The journal Science announced today the retraction of the widely covered gay-marriage study — a study that suggested that gay canvassers can change people's minds about same-sex marriage. In a statement, the journal cites a number of concerns about the work, including the researchers' "inability to produce original data" — a fact that makes verifying the study's results impossible.
The study was published in December of last year, and has been the subject a quite a bit of controversy recently. Retraction Watch reported last week that researchers at the University of California-Berkeley — researchers who were initially impressed by the work — had noted irregularities in some of the survey data cited in the study. Their concerns led them to call the survey company that the study's researchers said had conducted the work. The company said that they had done no such thing. Following the report, study co-author and University of California-Los Angeles, political scientist Donald Green called for the study's retraction.
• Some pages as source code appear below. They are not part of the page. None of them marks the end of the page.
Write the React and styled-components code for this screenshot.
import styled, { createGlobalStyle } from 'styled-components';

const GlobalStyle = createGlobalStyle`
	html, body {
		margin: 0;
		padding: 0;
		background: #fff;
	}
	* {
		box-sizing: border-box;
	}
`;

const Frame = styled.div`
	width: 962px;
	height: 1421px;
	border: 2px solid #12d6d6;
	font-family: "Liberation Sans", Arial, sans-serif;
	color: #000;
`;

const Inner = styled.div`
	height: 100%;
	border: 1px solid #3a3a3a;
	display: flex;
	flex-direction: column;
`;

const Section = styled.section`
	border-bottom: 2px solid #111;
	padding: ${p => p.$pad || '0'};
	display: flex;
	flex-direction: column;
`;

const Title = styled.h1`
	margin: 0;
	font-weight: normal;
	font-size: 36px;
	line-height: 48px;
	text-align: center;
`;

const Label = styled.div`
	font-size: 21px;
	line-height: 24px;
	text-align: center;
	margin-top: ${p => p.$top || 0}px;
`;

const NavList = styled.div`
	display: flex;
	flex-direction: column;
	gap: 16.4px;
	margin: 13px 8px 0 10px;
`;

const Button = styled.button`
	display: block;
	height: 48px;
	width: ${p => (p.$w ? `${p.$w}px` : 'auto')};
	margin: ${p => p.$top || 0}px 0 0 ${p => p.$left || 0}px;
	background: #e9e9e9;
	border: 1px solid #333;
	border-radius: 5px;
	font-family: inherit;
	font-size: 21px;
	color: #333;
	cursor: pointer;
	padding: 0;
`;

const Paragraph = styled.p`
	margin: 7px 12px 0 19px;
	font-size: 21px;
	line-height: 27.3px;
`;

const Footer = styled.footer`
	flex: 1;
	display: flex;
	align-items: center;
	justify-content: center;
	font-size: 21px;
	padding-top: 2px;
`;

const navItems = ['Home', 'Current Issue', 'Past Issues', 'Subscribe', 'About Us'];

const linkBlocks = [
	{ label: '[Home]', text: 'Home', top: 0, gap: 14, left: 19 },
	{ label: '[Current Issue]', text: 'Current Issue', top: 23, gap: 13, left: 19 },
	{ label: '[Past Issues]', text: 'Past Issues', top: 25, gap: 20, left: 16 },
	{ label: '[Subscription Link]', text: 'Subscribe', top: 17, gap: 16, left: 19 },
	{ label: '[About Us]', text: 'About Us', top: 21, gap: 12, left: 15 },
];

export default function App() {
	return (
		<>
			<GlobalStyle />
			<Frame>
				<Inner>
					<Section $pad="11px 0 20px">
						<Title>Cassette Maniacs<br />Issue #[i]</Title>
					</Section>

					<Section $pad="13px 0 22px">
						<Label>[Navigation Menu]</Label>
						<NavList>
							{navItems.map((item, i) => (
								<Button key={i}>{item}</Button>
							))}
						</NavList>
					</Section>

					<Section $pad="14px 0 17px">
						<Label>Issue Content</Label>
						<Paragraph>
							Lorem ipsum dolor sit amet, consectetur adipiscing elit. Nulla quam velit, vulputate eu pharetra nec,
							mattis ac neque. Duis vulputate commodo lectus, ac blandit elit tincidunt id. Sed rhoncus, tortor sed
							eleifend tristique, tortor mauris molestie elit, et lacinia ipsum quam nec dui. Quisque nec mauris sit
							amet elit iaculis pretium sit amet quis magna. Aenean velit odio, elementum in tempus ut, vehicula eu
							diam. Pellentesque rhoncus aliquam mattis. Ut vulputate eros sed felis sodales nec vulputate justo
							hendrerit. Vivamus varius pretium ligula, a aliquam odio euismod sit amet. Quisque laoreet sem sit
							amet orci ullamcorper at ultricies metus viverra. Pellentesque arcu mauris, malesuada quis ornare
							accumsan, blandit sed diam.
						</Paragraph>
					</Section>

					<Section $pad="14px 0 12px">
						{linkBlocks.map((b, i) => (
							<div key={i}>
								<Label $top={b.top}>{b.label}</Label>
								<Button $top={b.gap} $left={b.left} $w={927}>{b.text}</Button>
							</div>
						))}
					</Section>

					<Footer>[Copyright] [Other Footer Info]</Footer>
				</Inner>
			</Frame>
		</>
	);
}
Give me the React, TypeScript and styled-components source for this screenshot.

In its statement, Science cites three reasons for the decision:
(1) the misrepresentation of survey incentives; (2) false statements of sponsorship; and (3) the inability to produce original data, which makes it impossible to verify or alleviate concerns about statistical irregularities documented in an independent online response to the original work.
The retraction has been issued without the agreement of Michael LaCour, a political science student at the University of California, Los Angeles, and a co-author of the study, reports Science Insider. Questions about the LaCour's previously published work have also begun to surface, in addition to claims that he fabricated a teaching award. LaCour's PhD advisor, Lynn Vavreck, told Science Insider that the university asked her not to speak to the media until the investigation into the research allegations had been concluded.